Thailand memperlihatkan sebuah perjuangan memperoleh kekuasaan antara sipil

dan militer. Kodrat manusia yang tidak pernah puas diperlihatkan oleh sikap

militer yang menjadikan politik sebagai alat untuk memperoleh interest mereka

dengan upaya memperbesar power militer. Power militer Indonesia tercermin

dalam upaya-upaya ABRI mengontrol jalannya politik di Indonesia, diantaranya

dengan menduduki seluruh jabatan krusial sipil di pemerintahan sehingga militer

mampu melakukan kontrol efektif terhadap kebijakan publik. Penampilan

angkatan bersenjata Indonesia telah dimulai sejak masa revolusi kemerdekaan.

ABRI merupakan salah satu kekuatan politik Indonesia yang terbesar dan menjadi

salah satu dari tiga pilar politik pada masa awal kemerdekaan. Selama masa

pemerintahan Soekarno masih efektif, kekuatan militer berhasil dibendung.

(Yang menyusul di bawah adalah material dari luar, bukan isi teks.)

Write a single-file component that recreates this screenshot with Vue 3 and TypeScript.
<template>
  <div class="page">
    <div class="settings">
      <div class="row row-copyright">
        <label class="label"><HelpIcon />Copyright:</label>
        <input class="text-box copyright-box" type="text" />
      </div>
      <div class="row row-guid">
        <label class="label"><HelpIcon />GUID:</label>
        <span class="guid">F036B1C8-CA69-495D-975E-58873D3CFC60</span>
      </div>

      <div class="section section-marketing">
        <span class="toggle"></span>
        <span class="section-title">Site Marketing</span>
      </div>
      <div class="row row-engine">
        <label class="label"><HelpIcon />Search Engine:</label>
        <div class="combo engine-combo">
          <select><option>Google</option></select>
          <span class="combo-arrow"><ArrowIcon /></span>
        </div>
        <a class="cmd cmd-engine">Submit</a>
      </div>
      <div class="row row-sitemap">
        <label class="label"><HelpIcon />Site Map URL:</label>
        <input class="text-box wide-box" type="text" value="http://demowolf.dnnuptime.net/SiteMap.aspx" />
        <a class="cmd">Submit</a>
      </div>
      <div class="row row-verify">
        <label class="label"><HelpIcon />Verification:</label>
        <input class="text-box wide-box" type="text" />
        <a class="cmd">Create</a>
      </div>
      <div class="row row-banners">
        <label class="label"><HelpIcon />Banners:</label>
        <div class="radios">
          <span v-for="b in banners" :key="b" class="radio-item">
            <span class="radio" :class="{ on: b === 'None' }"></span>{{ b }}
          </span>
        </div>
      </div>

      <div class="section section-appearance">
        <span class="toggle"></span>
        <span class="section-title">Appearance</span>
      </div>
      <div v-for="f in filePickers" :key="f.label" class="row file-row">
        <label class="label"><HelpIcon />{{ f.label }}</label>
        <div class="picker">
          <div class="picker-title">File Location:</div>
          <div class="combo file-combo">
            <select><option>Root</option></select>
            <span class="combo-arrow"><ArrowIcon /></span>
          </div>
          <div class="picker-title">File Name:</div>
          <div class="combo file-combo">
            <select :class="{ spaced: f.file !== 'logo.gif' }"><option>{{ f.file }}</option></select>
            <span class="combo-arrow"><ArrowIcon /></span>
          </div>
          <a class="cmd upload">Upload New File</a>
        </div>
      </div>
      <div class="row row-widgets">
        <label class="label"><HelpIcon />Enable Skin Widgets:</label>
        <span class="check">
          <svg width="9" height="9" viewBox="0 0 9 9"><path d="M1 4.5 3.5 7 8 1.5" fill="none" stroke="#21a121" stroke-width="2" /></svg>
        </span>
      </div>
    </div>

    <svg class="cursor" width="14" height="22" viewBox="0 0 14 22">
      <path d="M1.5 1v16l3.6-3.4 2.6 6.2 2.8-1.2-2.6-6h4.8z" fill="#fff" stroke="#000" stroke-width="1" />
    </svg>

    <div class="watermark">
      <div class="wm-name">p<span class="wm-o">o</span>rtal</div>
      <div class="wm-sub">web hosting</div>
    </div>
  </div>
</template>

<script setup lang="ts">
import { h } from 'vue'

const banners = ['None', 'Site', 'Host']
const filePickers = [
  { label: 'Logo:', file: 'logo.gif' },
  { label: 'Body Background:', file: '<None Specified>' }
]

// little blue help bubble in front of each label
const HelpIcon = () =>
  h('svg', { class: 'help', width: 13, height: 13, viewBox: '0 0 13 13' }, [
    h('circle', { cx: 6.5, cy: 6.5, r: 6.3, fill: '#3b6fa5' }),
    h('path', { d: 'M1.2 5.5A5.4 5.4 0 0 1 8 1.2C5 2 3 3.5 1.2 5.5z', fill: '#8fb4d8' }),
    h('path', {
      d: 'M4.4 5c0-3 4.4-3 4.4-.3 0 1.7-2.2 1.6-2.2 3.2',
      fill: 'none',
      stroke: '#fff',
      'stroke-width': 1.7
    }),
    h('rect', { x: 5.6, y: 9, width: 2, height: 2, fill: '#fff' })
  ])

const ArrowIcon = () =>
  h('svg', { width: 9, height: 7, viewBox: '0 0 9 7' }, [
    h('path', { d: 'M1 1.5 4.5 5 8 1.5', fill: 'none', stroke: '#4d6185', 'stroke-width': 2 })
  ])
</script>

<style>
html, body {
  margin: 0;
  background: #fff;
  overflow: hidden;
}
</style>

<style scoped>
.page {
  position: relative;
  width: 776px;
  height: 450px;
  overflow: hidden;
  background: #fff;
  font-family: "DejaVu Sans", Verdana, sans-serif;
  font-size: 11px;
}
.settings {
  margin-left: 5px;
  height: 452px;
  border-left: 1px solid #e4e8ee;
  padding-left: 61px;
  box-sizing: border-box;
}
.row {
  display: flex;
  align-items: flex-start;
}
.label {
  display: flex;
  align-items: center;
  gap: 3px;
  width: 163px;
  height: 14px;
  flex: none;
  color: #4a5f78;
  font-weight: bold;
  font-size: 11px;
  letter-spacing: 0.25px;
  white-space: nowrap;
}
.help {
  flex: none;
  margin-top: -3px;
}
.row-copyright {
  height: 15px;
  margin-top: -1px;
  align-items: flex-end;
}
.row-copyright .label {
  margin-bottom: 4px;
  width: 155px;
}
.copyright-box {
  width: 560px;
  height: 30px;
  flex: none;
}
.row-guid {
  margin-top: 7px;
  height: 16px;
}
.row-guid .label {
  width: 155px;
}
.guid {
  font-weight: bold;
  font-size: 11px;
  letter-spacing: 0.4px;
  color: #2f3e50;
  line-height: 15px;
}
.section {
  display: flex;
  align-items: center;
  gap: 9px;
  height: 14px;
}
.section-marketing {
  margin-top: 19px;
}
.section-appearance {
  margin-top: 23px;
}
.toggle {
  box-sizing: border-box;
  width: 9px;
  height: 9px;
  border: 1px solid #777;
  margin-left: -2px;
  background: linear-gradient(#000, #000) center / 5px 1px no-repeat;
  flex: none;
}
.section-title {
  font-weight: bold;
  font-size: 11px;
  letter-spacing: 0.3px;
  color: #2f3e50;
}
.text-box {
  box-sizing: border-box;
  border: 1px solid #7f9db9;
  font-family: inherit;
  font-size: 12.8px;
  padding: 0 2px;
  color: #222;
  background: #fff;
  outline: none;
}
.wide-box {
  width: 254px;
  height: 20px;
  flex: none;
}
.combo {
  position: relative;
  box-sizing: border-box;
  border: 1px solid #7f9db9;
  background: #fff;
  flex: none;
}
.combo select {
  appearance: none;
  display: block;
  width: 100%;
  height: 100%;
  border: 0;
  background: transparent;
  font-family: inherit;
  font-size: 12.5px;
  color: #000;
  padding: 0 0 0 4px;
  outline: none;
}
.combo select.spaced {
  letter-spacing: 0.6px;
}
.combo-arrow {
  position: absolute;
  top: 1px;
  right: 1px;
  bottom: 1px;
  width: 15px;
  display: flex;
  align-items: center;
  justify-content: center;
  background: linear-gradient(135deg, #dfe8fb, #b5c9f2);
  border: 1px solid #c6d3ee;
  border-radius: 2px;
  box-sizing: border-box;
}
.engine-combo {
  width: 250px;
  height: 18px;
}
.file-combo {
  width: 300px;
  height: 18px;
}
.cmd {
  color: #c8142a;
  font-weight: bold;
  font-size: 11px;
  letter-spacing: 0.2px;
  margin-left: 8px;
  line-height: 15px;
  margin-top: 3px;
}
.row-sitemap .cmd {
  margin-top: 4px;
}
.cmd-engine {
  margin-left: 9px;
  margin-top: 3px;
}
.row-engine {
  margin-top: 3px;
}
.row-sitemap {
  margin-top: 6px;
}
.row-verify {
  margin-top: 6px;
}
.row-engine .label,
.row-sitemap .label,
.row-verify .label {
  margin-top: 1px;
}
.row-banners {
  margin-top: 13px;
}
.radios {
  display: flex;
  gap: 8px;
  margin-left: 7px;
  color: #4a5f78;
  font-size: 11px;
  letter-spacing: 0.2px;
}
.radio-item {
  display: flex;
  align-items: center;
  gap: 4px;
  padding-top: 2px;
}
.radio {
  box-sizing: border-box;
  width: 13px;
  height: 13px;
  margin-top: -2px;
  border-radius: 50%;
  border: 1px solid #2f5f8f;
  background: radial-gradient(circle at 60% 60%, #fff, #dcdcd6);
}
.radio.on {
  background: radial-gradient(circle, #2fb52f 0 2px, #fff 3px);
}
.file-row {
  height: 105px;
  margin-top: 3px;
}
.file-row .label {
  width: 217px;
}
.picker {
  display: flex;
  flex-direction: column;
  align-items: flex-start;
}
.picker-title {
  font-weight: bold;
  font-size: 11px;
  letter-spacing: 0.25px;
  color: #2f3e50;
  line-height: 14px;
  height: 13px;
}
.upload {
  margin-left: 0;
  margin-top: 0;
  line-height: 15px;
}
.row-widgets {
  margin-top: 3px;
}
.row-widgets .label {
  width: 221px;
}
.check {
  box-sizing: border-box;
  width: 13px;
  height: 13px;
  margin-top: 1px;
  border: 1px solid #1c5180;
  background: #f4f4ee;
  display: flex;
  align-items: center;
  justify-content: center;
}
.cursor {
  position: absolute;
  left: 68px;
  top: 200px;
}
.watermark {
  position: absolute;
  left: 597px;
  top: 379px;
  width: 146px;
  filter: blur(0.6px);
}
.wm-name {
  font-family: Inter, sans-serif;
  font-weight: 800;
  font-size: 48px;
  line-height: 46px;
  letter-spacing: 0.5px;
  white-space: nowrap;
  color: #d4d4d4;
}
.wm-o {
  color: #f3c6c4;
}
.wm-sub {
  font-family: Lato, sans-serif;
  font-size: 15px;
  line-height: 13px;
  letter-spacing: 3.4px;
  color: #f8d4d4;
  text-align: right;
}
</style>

Hingga pecahnya peristiwa kudeta Untung menjadi penyebab utama pengambil

alihan kekuasaan pemerintah oleh militer. Sebagai kekuatan politik satu-satunya

peran militer pada saat itu dengan sangat mudah diterima rakyat sebagai pewaris

tunggal revolusi kemerdekaan. Pada masa Soeharto, ABRI memiliki peran sentral

dalam kehidupan sosial politik di Indonesia. Otoriterianisme militer di Indonesia

juga ditunjukkan dalam segala upaya militer untuk membungkam opini publik,

langkah militer dalam prakteknya diperlihatkan baik melalui kebijakan-kebijakan

represif dalam upaya penanggulangan pemberontakan dan demonstrasi juga pada

penerapan upaya militer dalam mengatur pemenangan pemilu. Oleh Soeharto,

Indonesia diorganisir ke dalam kelompok-kelompok pendukung fungsional.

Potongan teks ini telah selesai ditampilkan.